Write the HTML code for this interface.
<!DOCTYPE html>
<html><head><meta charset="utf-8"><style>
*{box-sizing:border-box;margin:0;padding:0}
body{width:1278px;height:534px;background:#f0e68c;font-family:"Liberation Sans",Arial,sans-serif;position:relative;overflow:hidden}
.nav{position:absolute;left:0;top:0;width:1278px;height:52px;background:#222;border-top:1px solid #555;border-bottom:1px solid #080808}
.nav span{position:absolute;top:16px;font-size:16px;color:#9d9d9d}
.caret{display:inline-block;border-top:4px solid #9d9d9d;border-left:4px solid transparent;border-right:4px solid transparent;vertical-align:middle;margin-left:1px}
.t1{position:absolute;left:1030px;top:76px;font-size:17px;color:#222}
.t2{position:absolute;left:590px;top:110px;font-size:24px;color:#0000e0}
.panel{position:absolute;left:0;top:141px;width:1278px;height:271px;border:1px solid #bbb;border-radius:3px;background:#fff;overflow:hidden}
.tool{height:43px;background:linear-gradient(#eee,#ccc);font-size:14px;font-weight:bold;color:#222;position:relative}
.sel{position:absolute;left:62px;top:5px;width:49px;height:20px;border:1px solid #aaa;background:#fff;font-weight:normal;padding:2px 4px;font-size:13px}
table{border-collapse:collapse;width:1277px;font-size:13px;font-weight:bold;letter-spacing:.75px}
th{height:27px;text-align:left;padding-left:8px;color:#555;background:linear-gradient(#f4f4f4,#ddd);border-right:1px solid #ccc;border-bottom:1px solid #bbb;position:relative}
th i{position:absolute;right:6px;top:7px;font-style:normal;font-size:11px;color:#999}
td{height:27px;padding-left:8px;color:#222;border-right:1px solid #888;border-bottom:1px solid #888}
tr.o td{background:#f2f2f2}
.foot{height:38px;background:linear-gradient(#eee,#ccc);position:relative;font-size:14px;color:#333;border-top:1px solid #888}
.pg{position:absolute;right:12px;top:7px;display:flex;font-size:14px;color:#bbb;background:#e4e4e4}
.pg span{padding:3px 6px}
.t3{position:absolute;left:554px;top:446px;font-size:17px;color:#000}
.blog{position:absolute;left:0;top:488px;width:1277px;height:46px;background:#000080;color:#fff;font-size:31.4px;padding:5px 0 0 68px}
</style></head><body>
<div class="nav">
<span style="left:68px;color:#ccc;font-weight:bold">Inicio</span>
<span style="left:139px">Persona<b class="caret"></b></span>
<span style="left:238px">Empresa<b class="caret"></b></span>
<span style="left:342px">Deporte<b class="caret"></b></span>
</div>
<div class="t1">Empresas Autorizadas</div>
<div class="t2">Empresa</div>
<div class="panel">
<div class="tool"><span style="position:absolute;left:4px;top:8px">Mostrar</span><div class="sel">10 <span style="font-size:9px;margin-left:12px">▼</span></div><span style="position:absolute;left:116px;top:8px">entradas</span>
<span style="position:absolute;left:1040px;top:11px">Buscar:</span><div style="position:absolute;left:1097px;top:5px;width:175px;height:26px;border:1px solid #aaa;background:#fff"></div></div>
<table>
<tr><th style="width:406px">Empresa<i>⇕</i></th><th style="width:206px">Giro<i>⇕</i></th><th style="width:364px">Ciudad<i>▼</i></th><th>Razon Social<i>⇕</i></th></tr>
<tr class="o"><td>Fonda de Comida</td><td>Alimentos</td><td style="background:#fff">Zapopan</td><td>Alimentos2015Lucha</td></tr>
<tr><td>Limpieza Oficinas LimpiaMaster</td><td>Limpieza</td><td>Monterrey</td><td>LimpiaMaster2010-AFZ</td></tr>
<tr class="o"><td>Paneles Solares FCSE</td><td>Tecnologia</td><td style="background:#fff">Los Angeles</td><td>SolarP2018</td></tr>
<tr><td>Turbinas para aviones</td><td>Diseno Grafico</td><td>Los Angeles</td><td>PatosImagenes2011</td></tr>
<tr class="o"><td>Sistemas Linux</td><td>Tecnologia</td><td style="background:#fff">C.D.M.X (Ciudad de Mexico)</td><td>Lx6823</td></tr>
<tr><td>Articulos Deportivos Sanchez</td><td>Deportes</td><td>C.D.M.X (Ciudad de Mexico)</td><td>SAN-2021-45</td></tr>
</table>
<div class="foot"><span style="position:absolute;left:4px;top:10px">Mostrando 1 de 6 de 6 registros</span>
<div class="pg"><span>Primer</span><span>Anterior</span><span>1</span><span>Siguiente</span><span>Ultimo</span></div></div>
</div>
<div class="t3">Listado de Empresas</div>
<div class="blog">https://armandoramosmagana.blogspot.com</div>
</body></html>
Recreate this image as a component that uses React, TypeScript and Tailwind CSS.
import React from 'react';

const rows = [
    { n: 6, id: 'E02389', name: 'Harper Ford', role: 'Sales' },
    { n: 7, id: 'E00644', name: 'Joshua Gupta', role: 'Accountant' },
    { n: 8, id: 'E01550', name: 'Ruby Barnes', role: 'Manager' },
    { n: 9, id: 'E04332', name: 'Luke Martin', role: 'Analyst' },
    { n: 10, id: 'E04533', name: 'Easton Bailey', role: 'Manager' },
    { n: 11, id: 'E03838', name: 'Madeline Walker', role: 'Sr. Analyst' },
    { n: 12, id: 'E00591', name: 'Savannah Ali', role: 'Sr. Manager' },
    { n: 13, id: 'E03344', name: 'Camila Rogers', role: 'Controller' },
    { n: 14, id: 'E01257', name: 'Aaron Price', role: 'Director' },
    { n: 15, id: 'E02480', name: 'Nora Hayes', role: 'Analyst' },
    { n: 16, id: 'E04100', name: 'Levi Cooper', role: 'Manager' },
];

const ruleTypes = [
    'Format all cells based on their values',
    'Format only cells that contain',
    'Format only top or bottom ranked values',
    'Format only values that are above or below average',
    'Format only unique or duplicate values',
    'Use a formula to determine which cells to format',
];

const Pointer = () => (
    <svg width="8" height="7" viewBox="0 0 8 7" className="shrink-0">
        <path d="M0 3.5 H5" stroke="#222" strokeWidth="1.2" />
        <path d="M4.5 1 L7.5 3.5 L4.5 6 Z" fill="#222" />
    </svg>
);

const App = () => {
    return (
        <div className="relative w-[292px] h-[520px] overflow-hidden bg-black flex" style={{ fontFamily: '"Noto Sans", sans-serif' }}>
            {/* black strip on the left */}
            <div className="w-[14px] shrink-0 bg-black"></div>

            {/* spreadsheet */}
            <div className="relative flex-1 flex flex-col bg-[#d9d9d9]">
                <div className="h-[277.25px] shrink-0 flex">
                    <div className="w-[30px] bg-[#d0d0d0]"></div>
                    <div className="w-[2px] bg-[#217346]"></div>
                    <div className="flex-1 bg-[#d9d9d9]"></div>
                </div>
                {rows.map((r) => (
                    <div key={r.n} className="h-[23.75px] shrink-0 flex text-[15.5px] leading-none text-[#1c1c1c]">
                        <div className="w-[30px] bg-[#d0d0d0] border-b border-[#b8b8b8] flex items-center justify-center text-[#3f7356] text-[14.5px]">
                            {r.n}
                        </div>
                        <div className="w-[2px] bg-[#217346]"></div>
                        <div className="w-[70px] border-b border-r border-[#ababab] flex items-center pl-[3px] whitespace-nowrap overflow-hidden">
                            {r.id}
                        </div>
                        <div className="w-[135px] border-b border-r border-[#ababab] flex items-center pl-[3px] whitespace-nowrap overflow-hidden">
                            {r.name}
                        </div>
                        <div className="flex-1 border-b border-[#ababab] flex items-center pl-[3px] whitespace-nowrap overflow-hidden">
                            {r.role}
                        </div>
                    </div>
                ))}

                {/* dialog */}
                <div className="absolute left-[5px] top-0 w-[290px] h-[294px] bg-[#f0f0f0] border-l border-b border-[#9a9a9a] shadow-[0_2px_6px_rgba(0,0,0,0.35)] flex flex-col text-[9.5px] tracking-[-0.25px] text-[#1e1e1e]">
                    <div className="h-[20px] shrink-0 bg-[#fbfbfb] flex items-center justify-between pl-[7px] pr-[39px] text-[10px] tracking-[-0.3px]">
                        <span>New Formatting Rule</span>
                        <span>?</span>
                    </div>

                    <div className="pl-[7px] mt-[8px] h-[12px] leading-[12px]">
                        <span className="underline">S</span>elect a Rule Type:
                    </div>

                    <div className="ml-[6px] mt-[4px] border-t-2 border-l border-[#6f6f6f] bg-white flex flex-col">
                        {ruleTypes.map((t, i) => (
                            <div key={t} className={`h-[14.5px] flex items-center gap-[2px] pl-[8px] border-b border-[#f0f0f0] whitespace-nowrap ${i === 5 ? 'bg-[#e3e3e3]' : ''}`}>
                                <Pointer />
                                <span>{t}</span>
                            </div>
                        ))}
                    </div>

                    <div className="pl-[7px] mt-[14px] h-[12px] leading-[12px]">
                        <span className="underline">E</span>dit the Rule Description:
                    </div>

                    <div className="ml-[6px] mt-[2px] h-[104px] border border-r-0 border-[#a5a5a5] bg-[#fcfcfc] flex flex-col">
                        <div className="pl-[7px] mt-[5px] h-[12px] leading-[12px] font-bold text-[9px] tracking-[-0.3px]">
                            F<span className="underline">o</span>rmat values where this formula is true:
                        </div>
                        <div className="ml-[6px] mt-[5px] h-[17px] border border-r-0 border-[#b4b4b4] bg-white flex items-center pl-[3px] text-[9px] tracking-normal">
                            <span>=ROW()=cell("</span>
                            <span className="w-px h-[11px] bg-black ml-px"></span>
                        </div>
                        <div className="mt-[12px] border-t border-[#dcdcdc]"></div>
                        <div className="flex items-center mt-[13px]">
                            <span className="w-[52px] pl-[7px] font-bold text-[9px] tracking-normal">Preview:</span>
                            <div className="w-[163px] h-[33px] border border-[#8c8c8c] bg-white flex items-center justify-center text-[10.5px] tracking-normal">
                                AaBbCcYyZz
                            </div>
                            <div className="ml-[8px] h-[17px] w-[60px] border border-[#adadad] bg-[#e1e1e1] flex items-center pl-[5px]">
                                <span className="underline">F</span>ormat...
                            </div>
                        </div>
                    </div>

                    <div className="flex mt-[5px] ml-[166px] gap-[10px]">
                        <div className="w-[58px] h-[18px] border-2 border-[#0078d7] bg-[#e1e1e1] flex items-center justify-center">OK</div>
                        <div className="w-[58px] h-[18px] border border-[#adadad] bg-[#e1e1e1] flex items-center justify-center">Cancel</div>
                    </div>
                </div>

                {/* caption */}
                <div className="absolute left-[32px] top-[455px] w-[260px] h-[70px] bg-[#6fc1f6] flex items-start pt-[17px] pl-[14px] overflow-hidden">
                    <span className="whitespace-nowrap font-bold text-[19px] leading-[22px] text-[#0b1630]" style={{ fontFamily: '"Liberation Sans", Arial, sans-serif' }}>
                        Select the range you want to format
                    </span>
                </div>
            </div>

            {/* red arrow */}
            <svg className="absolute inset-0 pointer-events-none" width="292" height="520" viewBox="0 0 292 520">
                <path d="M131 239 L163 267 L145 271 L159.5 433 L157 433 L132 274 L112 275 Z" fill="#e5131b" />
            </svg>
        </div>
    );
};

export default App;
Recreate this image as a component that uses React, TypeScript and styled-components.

#####

_Directions_
Report each line in the data that holds the word "this".

_Task response_
Write the HTML code for this interface.
Recreate this image as a component that uses React, TypeScript and Tailwind CSS.
                            F<span className="underline">o</span>rmat values where this formula is true:
Recreate this image as a component that uses React, TypeScript and styled-components.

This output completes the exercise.